In 2015, the council issued proceedings in the Court of Protection to ensure it had lawful authority for D’s residential placement. It was agreed that D was subject to continuous supervision and control and not free to leave but the issue was whether he satisfied the other two criteria for a deprivation of liberty under article 5 of the European Convention on Human Rights: that he had not given valid consent and his confinement was the responsibility of the state.

Mr Justice Keehan rejected Birmingham’s arguments that D’s parents’ consent was sufficient to avoid a deprivation of liberty and that, because he had been accommodated voluntarily under section 20, his confinement was not the responsibility of the state.

Birmingham council appealed the judgment on three counts: that it was wrong to say that a parent cannot consent to arrangements for a child over 16 which would otherwise be a deprivation of liberty; that it wrongly said D’s care arrangements were attributable to the state; and that it was wrong to find he was deprived of his liberty because of the arrangements that exist to monitor the care of looked-after children.

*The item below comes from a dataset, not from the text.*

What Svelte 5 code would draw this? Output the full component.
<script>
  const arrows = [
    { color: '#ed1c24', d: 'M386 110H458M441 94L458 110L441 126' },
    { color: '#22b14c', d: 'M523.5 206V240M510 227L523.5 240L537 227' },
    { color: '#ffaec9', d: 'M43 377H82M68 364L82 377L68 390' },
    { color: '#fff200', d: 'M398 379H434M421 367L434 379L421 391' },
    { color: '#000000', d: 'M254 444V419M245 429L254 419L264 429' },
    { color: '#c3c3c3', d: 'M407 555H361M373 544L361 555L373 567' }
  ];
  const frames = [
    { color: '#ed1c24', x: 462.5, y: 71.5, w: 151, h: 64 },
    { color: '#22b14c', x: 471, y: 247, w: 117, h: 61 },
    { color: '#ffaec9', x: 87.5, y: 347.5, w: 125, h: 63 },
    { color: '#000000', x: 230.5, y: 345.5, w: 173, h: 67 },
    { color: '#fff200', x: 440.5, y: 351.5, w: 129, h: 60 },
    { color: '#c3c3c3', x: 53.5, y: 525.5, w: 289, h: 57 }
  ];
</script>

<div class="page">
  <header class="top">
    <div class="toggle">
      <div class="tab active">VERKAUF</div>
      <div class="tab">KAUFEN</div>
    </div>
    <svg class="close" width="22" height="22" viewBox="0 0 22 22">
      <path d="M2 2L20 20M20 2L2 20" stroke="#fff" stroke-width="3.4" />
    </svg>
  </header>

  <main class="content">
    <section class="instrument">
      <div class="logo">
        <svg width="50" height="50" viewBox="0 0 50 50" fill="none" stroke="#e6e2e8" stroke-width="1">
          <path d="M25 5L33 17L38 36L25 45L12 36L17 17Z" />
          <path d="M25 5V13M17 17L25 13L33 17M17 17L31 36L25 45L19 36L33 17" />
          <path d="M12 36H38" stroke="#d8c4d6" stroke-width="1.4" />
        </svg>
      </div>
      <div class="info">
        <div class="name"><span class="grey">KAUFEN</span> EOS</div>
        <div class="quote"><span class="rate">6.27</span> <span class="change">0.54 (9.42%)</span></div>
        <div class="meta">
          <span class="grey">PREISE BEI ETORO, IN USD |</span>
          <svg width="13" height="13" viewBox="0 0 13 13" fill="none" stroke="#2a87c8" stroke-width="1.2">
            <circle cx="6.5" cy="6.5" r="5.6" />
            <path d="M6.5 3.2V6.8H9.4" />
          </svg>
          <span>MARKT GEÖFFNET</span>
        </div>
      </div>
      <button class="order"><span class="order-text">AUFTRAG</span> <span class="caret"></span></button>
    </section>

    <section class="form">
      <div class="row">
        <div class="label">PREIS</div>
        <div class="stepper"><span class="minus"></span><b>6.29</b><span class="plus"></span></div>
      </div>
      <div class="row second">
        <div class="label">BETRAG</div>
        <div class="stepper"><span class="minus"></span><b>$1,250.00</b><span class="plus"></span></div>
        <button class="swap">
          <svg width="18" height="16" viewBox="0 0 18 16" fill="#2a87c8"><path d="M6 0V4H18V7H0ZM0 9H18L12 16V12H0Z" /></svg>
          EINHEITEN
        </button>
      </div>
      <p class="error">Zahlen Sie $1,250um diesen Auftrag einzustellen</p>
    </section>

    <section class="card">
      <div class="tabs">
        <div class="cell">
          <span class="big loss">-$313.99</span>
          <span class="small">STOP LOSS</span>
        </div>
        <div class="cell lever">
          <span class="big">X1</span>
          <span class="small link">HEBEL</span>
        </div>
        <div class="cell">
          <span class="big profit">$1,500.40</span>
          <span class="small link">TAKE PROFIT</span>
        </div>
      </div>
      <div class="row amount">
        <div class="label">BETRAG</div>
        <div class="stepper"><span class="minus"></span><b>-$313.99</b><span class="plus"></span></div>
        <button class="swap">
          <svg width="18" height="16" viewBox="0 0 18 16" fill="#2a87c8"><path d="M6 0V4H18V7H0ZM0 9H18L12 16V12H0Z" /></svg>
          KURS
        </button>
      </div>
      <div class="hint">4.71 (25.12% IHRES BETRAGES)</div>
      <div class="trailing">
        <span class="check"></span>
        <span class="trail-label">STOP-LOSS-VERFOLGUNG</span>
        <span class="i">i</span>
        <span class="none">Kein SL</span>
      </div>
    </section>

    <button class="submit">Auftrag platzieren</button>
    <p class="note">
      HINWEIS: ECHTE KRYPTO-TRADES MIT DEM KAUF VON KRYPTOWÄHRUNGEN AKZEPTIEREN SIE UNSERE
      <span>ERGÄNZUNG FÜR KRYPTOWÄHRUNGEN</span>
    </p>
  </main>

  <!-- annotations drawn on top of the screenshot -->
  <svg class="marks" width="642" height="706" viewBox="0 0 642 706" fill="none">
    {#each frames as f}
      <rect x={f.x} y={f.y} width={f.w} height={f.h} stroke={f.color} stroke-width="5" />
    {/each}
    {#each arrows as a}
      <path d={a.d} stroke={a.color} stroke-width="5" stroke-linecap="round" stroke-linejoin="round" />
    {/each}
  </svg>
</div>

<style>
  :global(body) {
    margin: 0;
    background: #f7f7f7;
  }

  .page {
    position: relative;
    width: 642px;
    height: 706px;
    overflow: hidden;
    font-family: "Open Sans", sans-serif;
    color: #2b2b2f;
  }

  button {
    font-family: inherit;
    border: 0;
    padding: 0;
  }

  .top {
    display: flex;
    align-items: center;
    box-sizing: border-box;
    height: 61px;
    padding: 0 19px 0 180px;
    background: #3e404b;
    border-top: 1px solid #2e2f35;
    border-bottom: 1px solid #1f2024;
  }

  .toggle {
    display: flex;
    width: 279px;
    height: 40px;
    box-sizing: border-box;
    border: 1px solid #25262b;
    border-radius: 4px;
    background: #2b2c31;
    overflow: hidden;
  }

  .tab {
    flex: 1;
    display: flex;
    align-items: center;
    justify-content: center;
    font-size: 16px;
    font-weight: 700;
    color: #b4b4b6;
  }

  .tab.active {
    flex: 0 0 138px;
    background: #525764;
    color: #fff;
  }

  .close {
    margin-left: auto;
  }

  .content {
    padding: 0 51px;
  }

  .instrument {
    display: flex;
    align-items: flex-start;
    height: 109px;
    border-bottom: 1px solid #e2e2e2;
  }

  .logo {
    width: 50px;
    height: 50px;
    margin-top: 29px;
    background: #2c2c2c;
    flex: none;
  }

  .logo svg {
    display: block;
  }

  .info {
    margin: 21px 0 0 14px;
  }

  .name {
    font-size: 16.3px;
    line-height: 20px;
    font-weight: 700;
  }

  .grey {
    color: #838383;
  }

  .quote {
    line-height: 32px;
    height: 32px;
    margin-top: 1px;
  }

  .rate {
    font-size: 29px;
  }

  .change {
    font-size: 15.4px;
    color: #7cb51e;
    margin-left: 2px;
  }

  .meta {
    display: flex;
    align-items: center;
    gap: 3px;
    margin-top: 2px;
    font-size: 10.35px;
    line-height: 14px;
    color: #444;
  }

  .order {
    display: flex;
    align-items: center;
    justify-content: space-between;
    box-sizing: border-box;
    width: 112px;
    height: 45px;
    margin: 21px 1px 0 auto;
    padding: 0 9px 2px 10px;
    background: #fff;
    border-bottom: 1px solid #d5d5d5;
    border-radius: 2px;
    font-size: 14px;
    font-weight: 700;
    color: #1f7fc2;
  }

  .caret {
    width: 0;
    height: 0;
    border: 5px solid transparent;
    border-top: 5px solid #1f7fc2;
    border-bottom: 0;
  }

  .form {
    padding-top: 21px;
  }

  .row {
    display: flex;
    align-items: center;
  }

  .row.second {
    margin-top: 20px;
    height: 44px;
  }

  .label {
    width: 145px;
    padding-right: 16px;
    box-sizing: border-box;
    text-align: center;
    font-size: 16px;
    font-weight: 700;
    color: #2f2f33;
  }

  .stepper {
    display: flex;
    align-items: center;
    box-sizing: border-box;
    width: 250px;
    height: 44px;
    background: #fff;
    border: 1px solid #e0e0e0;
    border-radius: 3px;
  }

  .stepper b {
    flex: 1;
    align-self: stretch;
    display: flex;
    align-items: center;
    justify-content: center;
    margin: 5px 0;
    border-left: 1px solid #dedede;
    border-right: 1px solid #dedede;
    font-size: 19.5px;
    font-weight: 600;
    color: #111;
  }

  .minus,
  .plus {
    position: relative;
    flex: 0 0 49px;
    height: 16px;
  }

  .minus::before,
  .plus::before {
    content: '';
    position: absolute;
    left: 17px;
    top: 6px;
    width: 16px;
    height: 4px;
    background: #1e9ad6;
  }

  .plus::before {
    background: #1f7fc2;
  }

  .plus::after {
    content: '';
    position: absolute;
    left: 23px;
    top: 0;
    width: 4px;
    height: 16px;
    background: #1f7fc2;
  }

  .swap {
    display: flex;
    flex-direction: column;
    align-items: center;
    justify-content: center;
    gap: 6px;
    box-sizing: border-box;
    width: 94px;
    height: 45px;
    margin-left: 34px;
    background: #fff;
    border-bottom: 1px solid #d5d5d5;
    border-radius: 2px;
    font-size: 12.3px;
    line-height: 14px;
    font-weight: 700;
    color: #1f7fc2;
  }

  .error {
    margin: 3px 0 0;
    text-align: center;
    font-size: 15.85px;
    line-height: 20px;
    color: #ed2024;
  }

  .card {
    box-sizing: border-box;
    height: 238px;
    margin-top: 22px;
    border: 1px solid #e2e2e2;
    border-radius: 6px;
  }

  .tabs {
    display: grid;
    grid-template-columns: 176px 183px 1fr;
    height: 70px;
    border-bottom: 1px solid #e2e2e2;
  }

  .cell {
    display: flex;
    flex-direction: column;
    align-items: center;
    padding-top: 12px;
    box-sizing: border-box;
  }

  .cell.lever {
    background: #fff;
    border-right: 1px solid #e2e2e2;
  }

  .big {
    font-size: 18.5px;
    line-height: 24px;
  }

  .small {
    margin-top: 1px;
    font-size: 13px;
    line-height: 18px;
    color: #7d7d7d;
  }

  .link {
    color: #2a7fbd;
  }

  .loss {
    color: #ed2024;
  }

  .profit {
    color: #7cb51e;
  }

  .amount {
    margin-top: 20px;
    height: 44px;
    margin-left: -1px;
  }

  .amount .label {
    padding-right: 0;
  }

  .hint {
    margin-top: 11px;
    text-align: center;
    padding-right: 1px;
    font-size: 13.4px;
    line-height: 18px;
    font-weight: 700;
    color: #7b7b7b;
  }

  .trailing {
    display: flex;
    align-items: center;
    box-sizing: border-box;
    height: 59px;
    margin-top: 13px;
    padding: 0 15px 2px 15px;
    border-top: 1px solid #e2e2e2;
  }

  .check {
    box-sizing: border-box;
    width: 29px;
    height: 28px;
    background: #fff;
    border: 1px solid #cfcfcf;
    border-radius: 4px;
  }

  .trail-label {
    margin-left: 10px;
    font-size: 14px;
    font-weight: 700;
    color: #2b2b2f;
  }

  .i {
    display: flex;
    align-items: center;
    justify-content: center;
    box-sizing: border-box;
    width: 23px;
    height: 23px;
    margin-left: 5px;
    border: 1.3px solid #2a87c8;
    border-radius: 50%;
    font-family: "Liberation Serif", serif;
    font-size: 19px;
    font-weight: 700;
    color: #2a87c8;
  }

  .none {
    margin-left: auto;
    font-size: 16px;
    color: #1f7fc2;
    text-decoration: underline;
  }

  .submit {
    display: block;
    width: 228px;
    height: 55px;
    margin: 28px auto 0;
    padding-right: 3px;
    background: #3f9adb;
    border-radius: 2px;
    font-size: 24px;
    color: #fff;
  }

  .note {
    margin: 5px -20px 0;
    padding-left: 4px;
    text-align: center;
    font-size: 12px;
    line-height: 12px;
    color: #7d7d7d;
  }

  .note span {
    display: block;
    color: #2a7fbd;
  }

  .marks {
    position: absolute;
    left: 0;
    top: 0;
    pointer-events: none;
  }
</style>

The Court of Appeal approved the first ground of appeal, but discarded the other two.


Gibbons welcomed the Court of Appeal’s ruling, saying that if the original judgment had remained in place, “then up and down the country we would have had to make applications to the Court of Protection for all 16- and 17-year-olds in those circumstances”.

He added: “We welcome the clarity of the ruling, we would agree that parental consent can apply to 16- or 17-year-olds who are not Gillick competent.”

He said that, if it hadn’t been overturned, the 2016 judgment would have had implications for local authorities across the country, and brought the challenging Deprivation of Liberty landscape from adults’ services into the children’s sector.